Photo of Dominic Grieve Dominic Grieve Ceidwadwyr, Beaconsfield

The hon. and learned Lady is right that that must be the example of circumstances where a caution would be resorted to by the police—when they are anxious at least to register something in relation to a defendant, but they are not confident that a case would hold up in court. That is the only set of

circumstances in which I can foresee the police properly allowing a caution for what might be a serious offence. The hon. and learned Lady is also right that this is an odd situation, because we will end up with trivial matters being visited with a period of registration in excess of that for conditional discharges.

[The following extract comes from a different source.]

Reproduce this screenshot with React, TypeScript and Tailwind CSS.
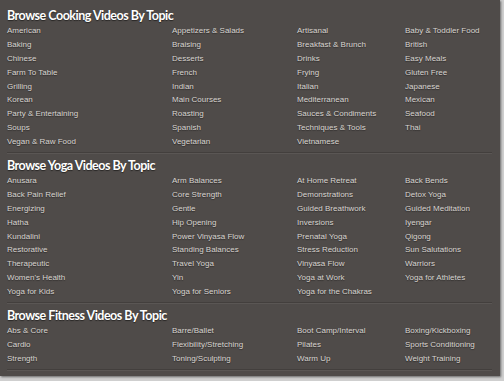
import React from 'react';

type Section = { title: string; items: string[][] };

const sections: Section[] = [
  {
    title: 'Browse Cooking Videos By Topic',
    items: [
      ['American', 'Appetizers & Salads', 'Artisanal', 'Baby & Toddler Food'],
      ['Baking', 'Braising', 'Breakfast & Brunch', 'British'],
      ['Chinese', 'Desserts', 'Drinks', 'Easy Meals'],
      ['Farm To Table', 'French', 'Frying', 'Gluten Free'],
      ['Grilling', 'Indian', 'Italian', 'Japanese'],
      ['Korean', 'Main Courses', 'Mediterranean', 'Mexican'],
      ['Party & Entertaining', 'Roasting', 'Sauces & Condiments', 'Seafood'],
      ['Soups', 'Spanish', 'Techniques & Tools', 'Thai'],
      ['Vegan & Raw Food', 'Vegetarian', 'Vietnamese', ''],
    ],
  },
  {
    title: 'Browse Yoga Videos By Topic',
    items: [
      ['Anusara', 'Arm Balances', 'At Home Retreat', 'Back Bends'],
      ['Back Pain Relief', 'Core Strength', 'Demonstrations', 'Detox Yoga'],
      ['Energizing', 'Gentle', 'Guided Breathwork', 'Guided Meditation'],
      ['Hatha', 'Hip Opening', 'Inversions', 'Iyengar'],
      ['Kundalini', 'Power Vinyasa Flow', 'Prenatal Yoga', 'Qigong'],
      ['Restorative', 'Standing Balances', 'Stress Reduction', 'Sun Salutations'],
      ['Therapeutic', 'Travel Yoga', 'Vinyasa Flow', 'Warriors'],
      ["Women's Health", 'Yin', 'Yoga at Work', 'Yoga for Athletes'],
      ['Yoga for Kids', 'Yoga for Seniors', 'Yoga for the Chakras', ''],
    ],
  },
  {
    title: 'Browse Fitness Videos By Topic',
    items: [
      ['Abs & Core', 'Barre/Ballet', 'Boot Camp/Interval', 'Boxing/Kickboxing'],
      ['Cardio', 'Flexibility/Stretching', 'Pilates', 'Sports Conditioning'],
      ['Strength', 'Toning/Sculpting', 'Warm Up', 'Weight Training'],
    ],
  },
];

const Divider = () => (
  <div className="mt-[3px] mr-[8px] border-t border-[#433f3d] border-b border-b-[#5a5654]" />
);

export default function App() {
  return (
    <div className="w-[504px] h-[381px] bg-[#cfcfcf] overflow-hidden">
      <div className="w-[500px] h-[376px] bg-[#4f4b49] pt-[7px] pl-[7px] shadow-[1px_1px_2px_rgba(0,0,0,0.5)]">
        {sections.map((s, si) => (
          <div key={s.title} className={si > 0 ? 'mt-[3px]' : ''}>
            <h2 className="h-[17px] leading-[17px] text-[12.5px] font-bold text-white tracking-[-0.04em] font-['Lato',sans-serif] [text-shadow:0_1px_1px_rgba(0,0,0,0.5)]">
              {s.title}
            </h2>
            <div className="font-['Liberation_Sans',Arial,sans-serif] text-[8px] text-[#d8d4d0] [text-shadow:0_1px_1px_rgba(0,0,0,0.4)]">
              {s.items.map((row, ri) => (
                <div key={ri} className="grid grid-cols-[165px_125px_108px_1fr] h-[13.9px] leading-[13.9px]">
                  {row.map((item, ci) => (
                    <span key={ci} className="whitespace-nowrap">{item}</span>
                  ))}
                </div>
              ))}
            </div>
            <Divider />
          </div>
        ))}
      </div>
    </div>
  );
}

I accept that this is a difficult issue but I should be grateful if the Under-Secretary would think it through a little further. Is there really a much greater benefit in registering someone for two years than for 12 months? They would be off the register fairly quickly anyway.

Photo of Paul Goggins Paul Goggins Parliamentary Under-Secretary, Home Office

The hon. Gentleman makes a request that has been backed up by my hon. and learned Friend the Member for Redcar (Vera Baird). I think of little other than the implications of the Sexual Offences Bill, so I am more than happy to reflect on the matter, and to come back to the hon. Gentleman with an answer in due course.

Photo of Dominic Grieve Dominic Grieve Ceidwadwyr, Beaconsfield

I am grateful to the Under-Secretary. I beg to ask leave to withdraw the amendment.

Amendment, by leave, withdrawn.

Clause 81 ordered to stand part of the Bill.